A truncada redação permite duas interpretações. Na primeira compreensão, a operadora estaria obrigada a manter as coberturas, mesmo sem receber por 90 dias. Esse prazo poderia ser invocado mesmo com o fim do distanciamento social, já que o critério da lei é “enquanto durarem os efeitos” do coronavírus, sem especificar quais. Deixa-se a operadora sem parâmetros, e sem receber. Uma segunda leitura, ainda mais preocupante, é no sentido de que as pessoas e empresas poderiam simplesmente não pagar o plano de saúde “enquanto durarem os efeitos do estado de calamidade pública”. Exemplifico: uma empresa que demore um ano para recuperar seu volume de vendas poderia ficar todo esse período sem pagar, já que os efeitos ainda estão presentes. Ambos os cenários são inviáveis.

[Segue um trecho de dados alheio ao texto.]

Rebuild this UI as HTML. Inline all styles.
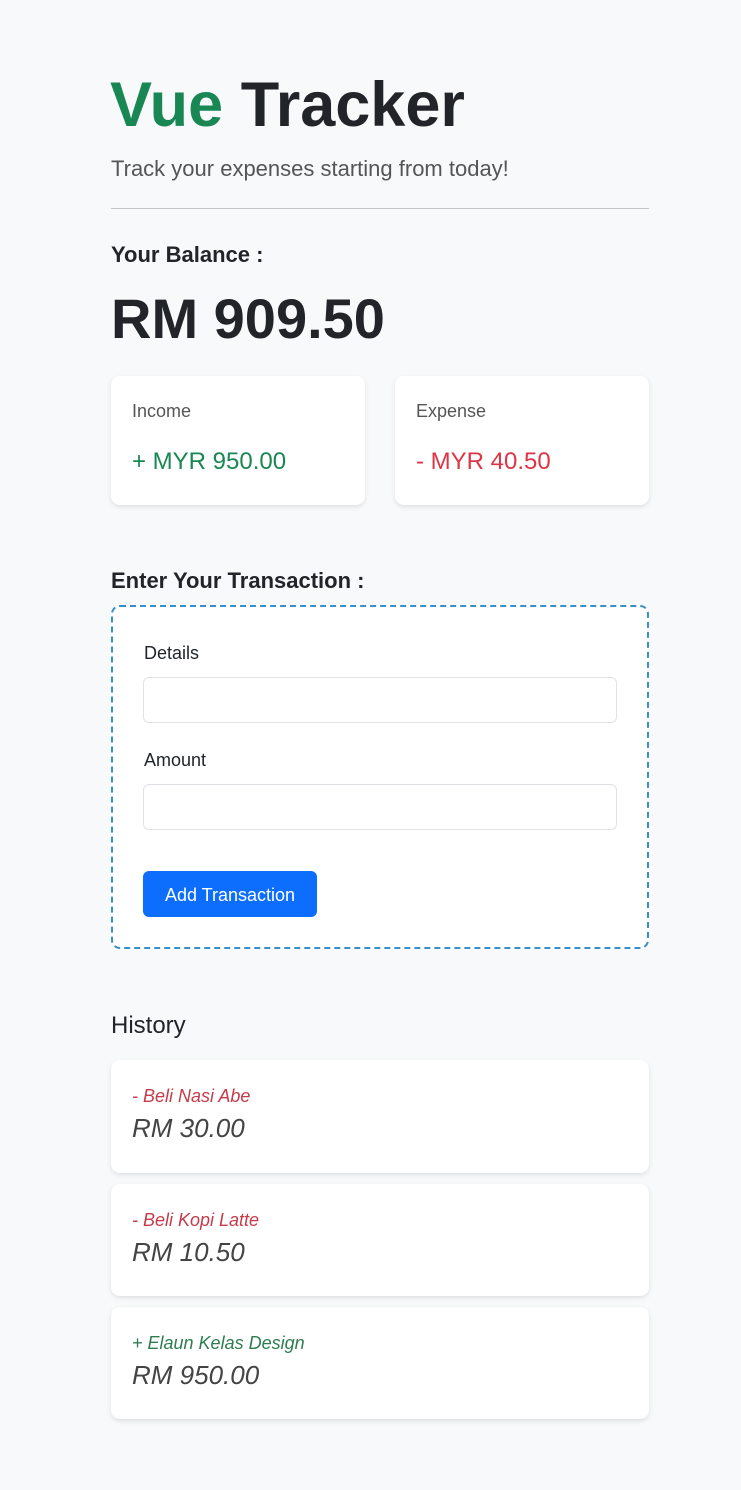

Em qualquer das interpretações, o projeto autoriza a suspensão total do pagamento da mensalidade do plano, por ao menos 90 dias, sem prever nenhuma contraprestação ou garantia às operadoras; nem mesmo retirou-se do benefício os planos odontológicos, os quais sequer guardam relação com a Covid-19.

A finalidade do projeto de lei, “garantir a manutenção dos contratos de assistência privada à saúde”, é um desejo comum a todos. As soluções, contudo, não podem se resumir a criar uma enorme bola de neve de dívidas, que terminará por extinguir os contratos de plano de saúde, seja porque as pessoas não conseguirão pagar seus débitos, seja porque as operadoras deixarão de existir.

Gabriel Schulman, advogado e doutor em Direito, é professor da Escola de Direito e Ciências Sociais da Universidade Positivo.